二宮清純の視点
二宮清純が探る新たなるスポーツの地平線
2017.03.23
第4回 "あと1点"に泣いたリオパラリンピック
~世界で煌めく金髪の卓球王~(4/5)
二宮清純:リオデジャネイロパラリンピックでは、予選リーグ0勝2敗で決勝トーナメントへは進出できませんでした。
吉田信一:初戦は中国の選手だったのですが、すべてのセットで自分がリードしていながら負けました。どのセットもデュースになりながら競り負けてしまったので、気落ちした部分もあったんです。このストレート負けが次の試合まで影響したことが予選敗退の原因だと思っています。

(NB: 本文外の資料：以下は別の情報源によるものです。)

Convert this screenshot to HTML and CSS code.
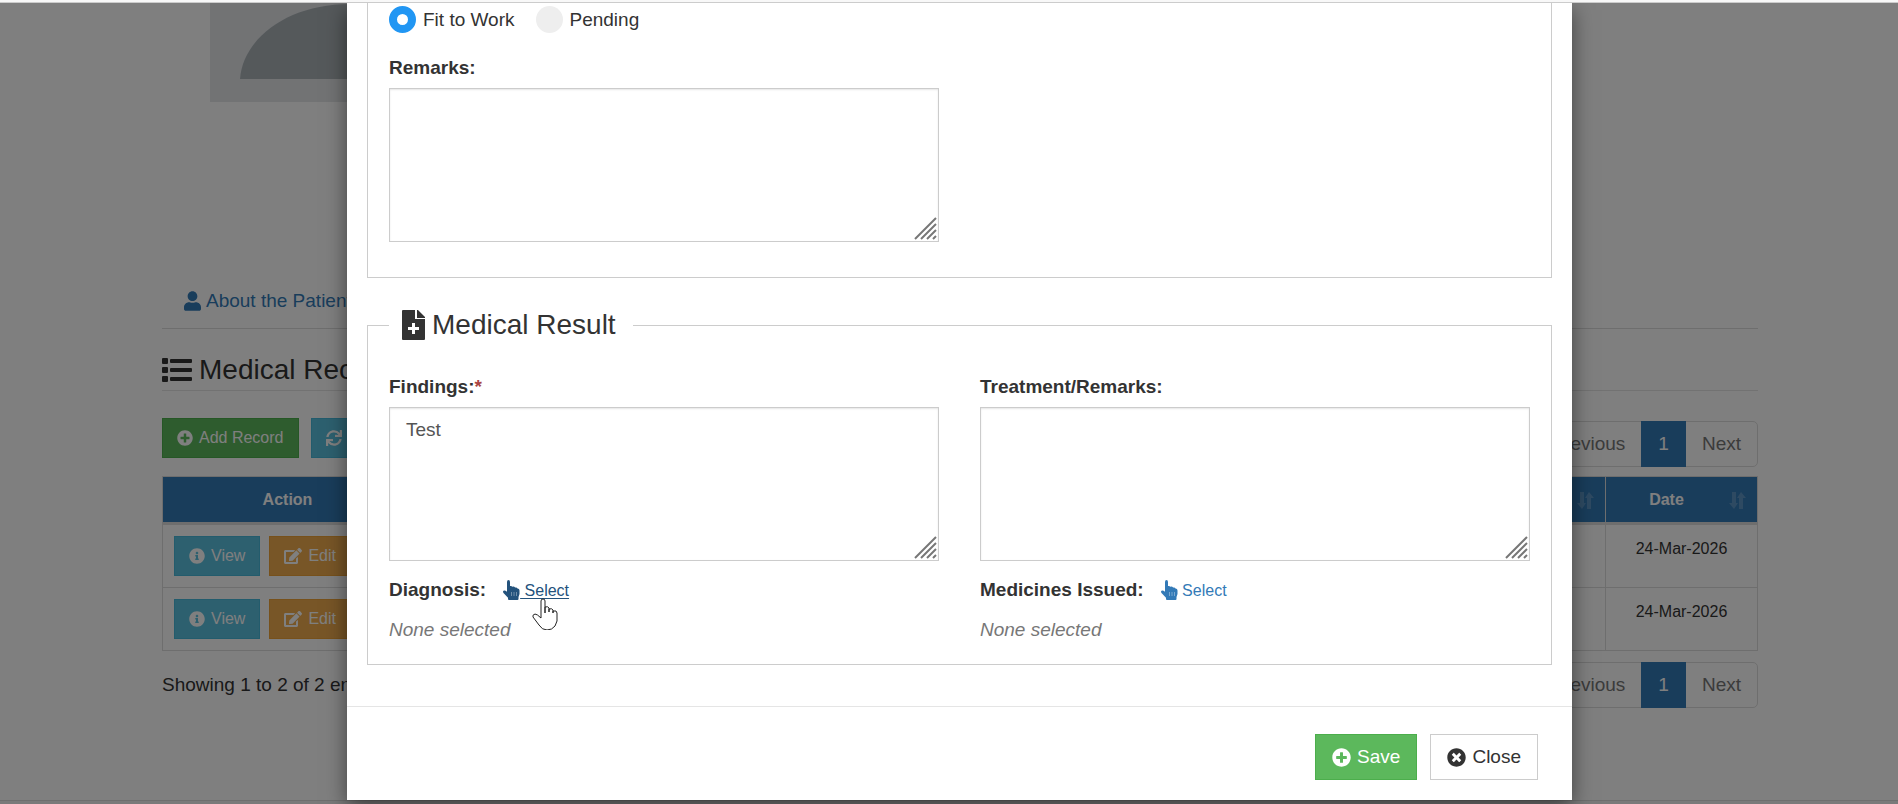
FILE: index.html
```html
<!DOCTYPE html>
<html lang="en">
<head>
<meta charset="utf-8">
<title>Medical Records</title>
<link rel="stylesheet" href="styles.css">
</head>
<body>
<svg class="sprite" aria-hidden="true">
  <symbol id="i-user" viewBox="0 0 448 512"><path d="M224 256c70.700 0 128-57.300 128-128S294.700 0 224 0 96 57.300 96 128s57.300 128 128 128zm89.600 32h-16.700c-22.200 10.200-46.900 16-72.900 16s-50.600-5.800-72.900-16h-16.700C60.200 288 0 348.200 0 422.400V464c0 26.500 21.500 48 48 48h352c26.500 0 48-21.500 48-48v-41.600c0-74.200-60.200-134.400-134.400-134.400z"/></symbol>
  <symbol id="i-list" viewBox="0 0 30 24"><path d="M1 0h4q1 0 1 1v4q0 1-1 1H1Q0 6 0 5V1q0-1 1-1zM1 9h4q1 0 1 1v4q0 1-1 1H1q-1 0-1-1v-4q0-1 1-1zM1 18h4q1 0 1 1v4q0 1-1 1H1q-1 0-1-1v-4q0-1 1-1zM9 1h20q1 0 1 1v2q0 1-1 1H9Q8 5 8 4V2q0-1 1-1zM9 10h20q1 0 1 1v2q0 1-1 1H9q-1 0-1-1v-2q0-1 1-1zM9 19h20q1 0 1 1v2q0 1-1 1H9q-1 0-1-1v-2q0-1 1-1z"/></symbol>
  <symbol id="i-plus" viewBox="0 0 512 512"><path d="M256 8C119 8 8 119 8 256s111 248 248 248 248-111 248-248S393 8 256 8zm144 276c0 6.600-5.400 12-12 12h-92v92c0 6.600-5.400 12-12 12h-56c-6.600 0-12-5.400-12-12v-92h-92c-6.600 0-12-5.400-12-12v-56c0-6.600 5.400-12 12-12h92v-92c0-6.600 5.400-12 12-12h56c6.600 0 12 5.400 12 12v92h92c6.600 0 12 5.400 12 12v56z"/></symbol>
  <symbol id="i-times" viewBox="0 0 512 512"><path d="M256 8C119 8 8 119 8 256s111 248 248 248 248-111 248-248S393 8 256 8zm121.600 313.100c4.700 4.700 4.700 12.300 0 17L338 377.600c-4.700 4.700-12.300 4.700-17 0L256 312l-65.100 65.600c-4.700 4.700-12.300 4.700-17 0L134.400 338c-4.700-4.700-4.700-12.300 0-17l65.600-65-65.600-65.100c-4.700-4.700-4.700-12.300 0-17l39.600-39.600c4.700-4.700 12.300-4.700 17 0l65 65.700 65.100-65.600c4.700-4.700 12.300-4.700 17 0l39.600 39.600c4.700 4.700 4.700 12.300 0 17L312 256l65.600 65.100z"/></symbol>
  <symbol id="i-info" viewBox="0 0 512 512"><path d="M256 8C119 8 8 119 8 256s111 248 248 248 248-111 248-248S393 8 256 8zm0 110c23.200 0 42 18.800 42 42s-18.800 42-42 42-42-18.800-42-42 18.800-42 42-42zm56 254c0 6.600-5.400 12-12 12h-88c-6.600 0-12-5.400-12-12v-24c0-6.600 5.400-12 12-12h12v-64h-12c-6.600 0-12-5.400-12-12v-24c0-6.600 5.400-12 12-12h64c6.600 0 12 5.400 12 12v100h12c6.600 0 12 5.400 12 12v24z"/></symbol>
  <symbol id="i-edit" viewBox="0 0 576 512"><path d="M402.600 83.200l90.200 90.200c3.800 3.800 3.800 10 0 13.800L274.400 405.600l-92.800 10.300c-12.400 1.400-22.900-9.100-21.500-21.500l10.300-92.800L388.800 83.200c3.800-3.800 10-3.800 13.800 0zm162-22.900l-48.800-48.800c-15.200-15.200-39.900-15.200-55.200 0l-35.400 35.400c-3.800 3.800-3.800 10 0 13.800l90.200 90.200c3.800 3.800 10 3.800 13.800 0l35.400-35.400c15.200-15.300 15.200-40 0-55.200zM384 346.200V448H64V128h229.800c3.200 0 6.200-1.300 8.500-3.500l40-40c7.600-7.600 2.200-20.500-8.500-20.500H48C21.500 64 0 85.500 0 112v352c0 26.500 21.500 48 48 48h352c26.500 0 48-21.500 48-48V306.200c0-10.700-12.900-16-20.500-8.500l-40 40c-2.200 2.300-3.500 5.300-3.500 8.500z"/></symbol>
  <symbol id="i-sync" viewBox="0 0 512 512"><path d="M440.650 12.570l4 82.770A247.160 247.160 0 0 0 255.830 8C134.730 8 33.910 94.920 12.290 209.820A12 12 0 0 0 24.090 224h49.050a12 12 0 0 0 11.670-9.260 175.910 175.910 0 0 1 317-56.940l-101.460-4.860a12 12 0 0 0-12.570 12v47.410a12 12 0 0 0 12 12H500a12 12 0 0 0 12-12V12a12 12 0 0 0-12-12h-47.370a12 12 0 0 0-11.980 12.570zM255.830 432a175.610 175.610 0 0 1-146-77.800l101.800 4.870a12 12 0 0 0 12.570-12v-47.400a12 12 0 0 0-12-12H12a12 12 0 0 0-12 12V500a12 12 0 0 0 12 12h47.350a12 12 0 0 0 12-12.600l-4.150-82.570A247.170 247.170 0 0 0 255.830 504c121.110 0 221.930-86.920 243.550-201.820a12 12 0 0 0-11.800-14.180h-49.050a12 12 0 0 0-11.670 9.260A175.860 175.860 0 0 1 255.830 432z"/></symbol>
  <symbol id="i-sort" viewBox="0 0 17 17"><path d="M3 0h4v11h2l-4 6-5-6h3zM10 17h4V6h3l-5-6-4 6h2z"/></symbol>
  <symbol id="i-file" viewBox="0 0 23 30"><path fill-rule="evenodd" d="M1 0h12v9h10v20q0 1-1 1H1q-1 0-1-1V1q0-1 1-1zM10 13v4H6v3h4v4h3v-4h4v-3h-4v-4zM15 0h1l7 7v1h-8z"/></symbol>
  <symbol id="i-hand" viewBox="0 0 17 20"><path d="M4 2q0-2 1.500-2T7 2v4q1.500-.4 2.500.8 1.500-.6 2.600.7Q14 7 14.500 8.500q2 0 2 2v3.500L15.500 17v2q0 1-1 1H6q-1 0-1-1v-1.300L.5 13q-1-1.500 0-2.300Q2 10 4 11.800z"/><path class="hand-lines" d="M8.500 12v4M11 12v4M13.500 12v4"/></symbol>
  <symbol id="i-grip" viewBox="0 0 24 24"><path d="M1 22L22 1M7 22L22 7M13 22l9-9M19 22l3-3"/></symbol>
</svg>

<div class="page">
  <div class="topbar"></div>
  <main class="content">
    <svg class="avatar" viewBox="0 0 300 99"><path class="avatar-bg" d="M0 0h300v99H0z"/><path class="avatar-body" d="M30 76C33 35 78 1 140 1h20c62 0 107 34 110 75z"/></svg>
    <nav class="tabs">
      <a class="tab" href="#about"><svg class="icon-17"><use href="#i-user"/></svg>About the Patient</a>
    </nav>
    <h2 class="page-title"><svg class="icon-list"><use href="#i-list"/></svg>Medical Records</h2>
    <div class="toolbar">
      <div class="toolbar-buttons">
        <button class="btn btn-success" type="button"><svg class="icon-16"><use href="#i-plus"/></svg>Add Record</button>
        <button class="btn btn-info" type="button"><svg class="icon-16"><use href="#i-sync"/></svg>Refresh</button>
      </div>
      <nav class="pagination" aria-label="Pages, top"><a href="#prev">Previous</a><a class="current" href="#1">1</a><a href="#next">Next</a></nav>
    </div>
    <table class="records">
      <colgroup><col class="col-action"><col><col class="col-date"></colgroup>
      <thead>
        <tr><th>Action</th><th class="sortable"><svg class="icon-sort"><use href="#i-sort"/></svg></th><th class="sortable">Date<svg class="icon-sort"><use href="#i-sort"/></svg></th></tr>
      </thead>
      <tbody>
        <tr>
          <td><div class="actions"><button class="btn btn-info" type="button"><svg class="icon-16"><use href="#i-info"/></svg>View</button><button class="btn btn-warning" type="button"><svg class="icon-18"><use href="#i-edit"/></svg>Edit</button></div></td>
          <td></td><td>24-Mar-2026</td>
        </tr>
        <tr>
          <td><div class="actions"><button class="btn btn-info" type="button"><svg class="icon-16"><use href="#i-info"/></svg>View</button><button class="btn btn-warning" type="button"><svg class="icon-18"><use href="#i-edit"/></svg>Edit</button></div></td>
          <td></td><td>24-Mar-2026</td>
        </tr>
      </tbody>
    </table>
    <div class="table-foot">
      <p class="showing">Showing 1 to 2 of 2 entries</p>
      <nav class="pagination" aria-label="Pages, bottom"><a href="#prev">Previous</a><a class="current" href="#1">1</a><a href="#next">Next</a></nav>
    </div>
  </main>
  <footer class="site-footer"></footer>
</div>

<div class="overlay">
  <form class="modal" role="dialog" aria-label="Medical record">
    <div class="modal-body">
      <fieldset class="group group-open">
        <div class="radios">
          <label class="radio"><input type="radio" name="status" checked>Fit to Work</label>
          <label class="radio"><input type="radio" name="status">Pending</label>
        </div>
        <div class="columns">
          <div class="field">
            <label class="label" for="remarks">Remarks:</label>
            <div class="area"><textarea id="remarks"></textarea><svg class="grip"><use href="#i-grip"/></svg></div>
          </div>
        </div>
      </fieldset>
      <fieldset class="group group-result">
        <legend><span class="legend"><svg class="icon-file"><use href="#i-file"/></svg>Medical Result</span></legend>
        <div class="columns">
          <div class="field">
            <label class="label" for="findings">Findings:<span class="required">*</span></label>
            <div class="area"><textarea id="findings">Test</textarea><svg class="grip"><use href="#i-grip"/></svg></div>
            <div class="picker"><span class="label">Diagnosis:</span><a class="select-link is-hover" href="#diagnosis"><svg class="icon-hand"><use href="#i-hand"/></svg><span class="select-text">&nbsp;Select</span><svg class="cursor" viewBox="0 0 26 32"><path d="M9 18V3q0-2 2-2t2 2v12V9q3-1 4 1v4-3q3-1 4 1v3-2q4-1 4 2v8l-2 5q-3 4-8 4-5 0-8-5L1 19q-1-2 2-3 2 0 6 4z"/></svg></a></div>
            <p class="none">None selected</p>
          </div>
          <div class="field">
            <label class="label" for="treatment">Treatment/Remarks:</label>
            <div class="area"><textarea id="treatment"></textarea><svg class="grip"><use href="#i-grip"/></svg></div>
            <div class="picker"><span class="label">Medicines Issued:</span><a class="select-link" href="#medicines"><svg class="icon-hand"><use href="#i-hand"/></svg><span class="select-text">&nbsp;Select</span></a></div>
            <p class="none">None selected</p>
          </div>
        </div>
      </fieldset>
    </div>
    <div class="modal-footer">
      <button class="btn btn-large btn-success" type="button"><svg class="icon-19"><use href="#i-plus"/></svg>Save</button>
      <button class="btn btn-large btn-default" type="button"><svg class="icon-19"><use href="#i-times"/></svg>Close</button>
    </div>
  </form>
</div>
</body>
</html>
```
FILE: styles.css
```css
* { box-sizing: border-box; }

body {
  margin: 0;
  overflow: hidden;
  background: #fff;
  color: #333;
  font: 19px/27px "Liberation Sans", Arial, sans-serif;
}

p, h2 { margin: 0; }
a { color: #337ab7; text-decoration: none; }
svg { flex: none; fill: currentColor; }
.sprite { position: absolute; width: 0; height: 0; }
.icon-16 { width: 16px; height: 16px; }
.icon-17 { width: 17px; height: 20px; }
.icon-18 { width: 18px; height: 16px; }
.icon-19 { width: 19px; height: 19px; }
.icon-list { width: 30px; height: 24px; }
.icon-file { width: 23px; height: 30px; }
.icon-hand { width: 17px; height: 20px; }
.hand-lines { fill: none; stroke: #fff; stroke-width: 1; opacity: .35; }

/* Page */
.page { display: flex; flex-direction: column; min-height: 100vh; }
.topbar { height: 3px; background: #f8f8f8; border-bottom: 1px solid #ccc; }
.content { padding: 0 140px 92px 162px; }
.avatar { display: block; width: 300px; height: 99px; margin-left: 48px; }
.avatar-bg { fill: #e4e6e9; }
.avatar-body { fill: #aab2b7; }

.tabs { display: flex; margin-top: 171px; border-bottom: 1px solid #ddd; }
.tab { display: flex; align-items: center; gap: 5px; padding: 14px 22px; }

.page-title {
  display: flex;
  align-items: center;
  gap: 7px;
  margin-top: 20px;
  border-bottom: 1px solid #e5e5e5;
  font-size: 28px;
  font-weight: 400;
  line-height: 41px;
}

.toolbar { display: flex; justify-content: space-between; margin-top: 27px; }
.toolbar-buttons { display: flex; align-items: flex-start; gap: 12px; }

.btn {
  display: flex;
  align-items: center;
  gap: 6px;
  padding: 7px 14px;
  border: 1px solid;
  color: #fff;
  font: 16px/24px "Liberation Sans", Arial, sans-serif;
  white-space: nowrap;
}
.btn-large { padding: 9px 16px; font-size: 19px; line-height: 26px; }
.btn-success { background: #5cb85c; border-color: #4cae4c; }
.btn-info { background: #5bc0de; border-color: #46b8da; }
.btn-warning { background: #f0ad4e; border-color: #eea236; }
.btn-default { background: #fff; border-color: #ccc; color: #333; }

.pagination {
  display: flex;
  margin-top: 3px;
  border: 1px solid #ddd;
  border-radius: 5px;
  line-height: 26px;
}
.pagination a { padding: 9px 16px; color: #777; }
.pagination .current { margin: -1px 0; padding: 10px 17px; background: #337ab7; color: #fff; }

.records {
  width: 100%;
  margin-top: 9px;
  border: solid #ddd;
  border-width: 1px 0 0 1px;
  border-spacing: 0;
  table-layout: fixed;
  font-size: 16px;
  text-align: center;
}
.col-action { width: 280px; }
.col-date { width: 152px; }
.records th {
  position: relative;
  padding: 11px 41px 10px 11px;
  border: solid #ddd;
  border-width: 0 1px 3px 0;
  background: #337ab7;
  color: #fff;
  line-height: 24px;
}
.icon-sort { position: absolute; right: 11px; top: 15px; width: 17px; height: 17px; opacity: .2; }
.records td {
  padding: 11px;
  border: solid #ddd;
  border-width: 0 1px 1px 0;
  line-height: 25px;
  vertical-align: top;
}
.actions { display: flex; gap: 9px; }

.table-foot { display: flex; justify-content: space-between; align-items: flex-start; margin-top: 8px; }
.showing { margin-top: 12px; }
.site-footer { flex: 1; background: #f5f5f5; border-top: 1px solid #ddd; }

/* Modal */
.overlay {
  position: absolute;
  top: 3px;
  right: 0;
  bottom: 0;
  left: 0;
  overflow: hidden;
  padding: 0 326px 0 347px;
  background: rgba(0, 0, 0, .5);
}
.modal { background: #fff; box-shadow: 0 7px 20px rgba(0, 0, 0, .5); }
.modal-body { padding: 0 20px 41px; }
.group { min-width: 0; margin: 0; padding: 0 21px 21px; border: 1px solid #ccc; }
.group-open { padding: 3px 21px 35px; border-top: 0; }
.group-result { margin-top: 27px; }
legend { padding: 0; }
.legend { display: flex; align-items: center; gap: 7px; padding: 0 17px 0 13px; font-size: 28px; line-height: 40px; }
.group-result .columns { margin-top: 28px; }
.columns { display: grid; grid-template-columns: 1fr 1fr; gap: 41px; }

.radios { display: flex; gap: 21px; margin-bottom: 21px; }
.radio { display: flex; align-items: center; gap: 7px; }
.radio input {
  appearance: none;
  width: 27px;
  height: 27px;
  margin: 0;
  border-radius: 50%;
  background: #eee;
}
.radio input:checked { border: 8px solid #2196f3; background: #fff; }

.label { display: block; font-weight: 700; }
.required { color: #a94442; }
.area { position: relative; margin-top: 7px; }
textarea {
  display: block;
  width: 100%;
  height: 154px;
  padding: 8px 16px;
  border: 1px solid #ccc;
  border-radius: 0;
  box-shadow: inset 0 1px 2px rgba(0, 0, 0, .1);
  color: #555;
  font: inherit;
  resize: none;
}
.grip {
  position: absolute;
  right: 1px;
  bottom: 1px;
  width: 24px;
  height: 24px;
  fill: none;
  stroke: #777;
  stroke-width: 2;
  pointer-events: none;
}
.picker { display: flex; gap: 17px; margin-top: 15px; }
.select-link { position: relative; display: flex; align-items: center; font-size: 16px; }
.select-text { padding-top: 2px; line-height: 25px; }
.is-hover { color: #23527c; }
.is-hover .select-text { text-decoration: underline; text-underline-offset: 2px; }
.cursor {
  position: absolute;
  top: 22px;
  left: 29px;
  width: 26px;
  height: 32px;
  fill: #fff;
  stroke: #222;
  stroke-width: 1;
}
.none { margin-top: 13px; color: #777; font-style: italic; }
.modal-footer {
  display: flex;
  justify-content: flex-end;
  gap: 13px;
  padding: 27px 34px 20px;
  border-top: 1px solid #e5e5e5;
}
```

二宮:勝負に"たられば"は禁物ですが、そこで勝っていればもっと上にいけていたと?
吉田:上位2名までが決勝トーナメントに進出するので、1勝すれば予選は通過できたんです。特に1試合目の中国の選手は周囲からの期待も大きくプレッシャーがあったと思うので、私も"負けて当然、当たって砕けろ"と、相手に向かっていく気持ちで戦えました。しかし、"あと1点で勝てる"という場面で、追いつかれて逆転されるというパターン。本当に悔しいです。卓球は「勝負所で1点取れない選手は負ける」と言われているので、まさにそのとおりでした。
伊藤数子(「挑戦者たち」編集長):スコアを見ると10-12、11-13、10-12です。
吉田:はい、接戦でした。"オマエにはまだパラリンピックでの「勝ち」は早い"というメッセージなのかもしれませんね(笑)。私が出場した車いす卓球のクラス3は世界でも競技人口が多く、パラリンピックには24人の選手が出場します。12人で戦うクラスもありますから、メダルを争うという意味では単純に比較すると倍の競争率です。
二宮:激戦区なんですね。そこからトーナメントで勝ち上がっていかないといけないわけですから。初出場となったパラリンピックは緊張しませんでしたか?
吉田:この年にして初でしたが(笑)、緊張はありませんでしたね。正直、普段の国際大会は会場に選手か関係者くらいなので寂しい思いもありました。アジアパラも経験もしていましたが、たくさんの観衆の中でプレーするのは気持ち良かったですね。
【"強さ"より"巧さ"が欲しい】
二宮:実際にプレーしてみてリオの会場はどうでしたか?
吉田:会場の雰囲気はすごく良かったです。毎日チケットが完売となったのは卓球だけだそうです。それだけ人気があり、試合も盛り上がっていて私もすごく気持ちが乗りました。"調子良いな"と思えたのですが......。初戦でどん底に落とされたような状況でした。
二宮:なるほど。予選敗退後はすぐに帰国されたのでしょうか?
吉田:閉会式まで選手村にいました。だから、いろいろと考える時間がありました。勝ち上がっていった選手たちの試合の模様をビデオに撮り、データを取りながら"2年後の世界選手権では自分がこの位置にいないといけない""東京パラリンピックまでにこの位置にいないといけない"とイメージしていたんです。4年後はメダリストを含め他の選手たちもレベルを上げてくると思いますので、そこを超えるだけの技術とメンタルを身に付けないといけない。それに対し、自分が何をやっていかなければいけないかをリオでは考えていましたね。
伊藤:その中で見えてきたプレーヤーとしての理想像はありますか?
吉田:私の中では"強いプレーヤー"になりたいとは思っていないんです。強さより巧さ。強い者は強い者に負ける。巧い選手は強い選手をも巧くかわすことができますから。それを考えると、ただ強くなるだけではダメだと思うんです。「そんなに強くないのに、いつも負けてしまうな」と言われる選手になりたいですね。
(第5回につづく)
<吉田信一(よしだ・しんいち)>
1965年12月13日、福島県生まれ。車いす卓球クラス3。17歳の時に交通事故で車いす生活となる。28歳で車いす卓球を始めると、国内外の大会で優勝した。2014年インチョンアジアパラではシングルスベスト8に入り、団体では銅メダルを獲得。2016年にはリオデジャネイロパラリンピックに出場した。世界ランキングは23位(2017年3月現在)。情報通信研究機構卓球部/ディスタンス所属。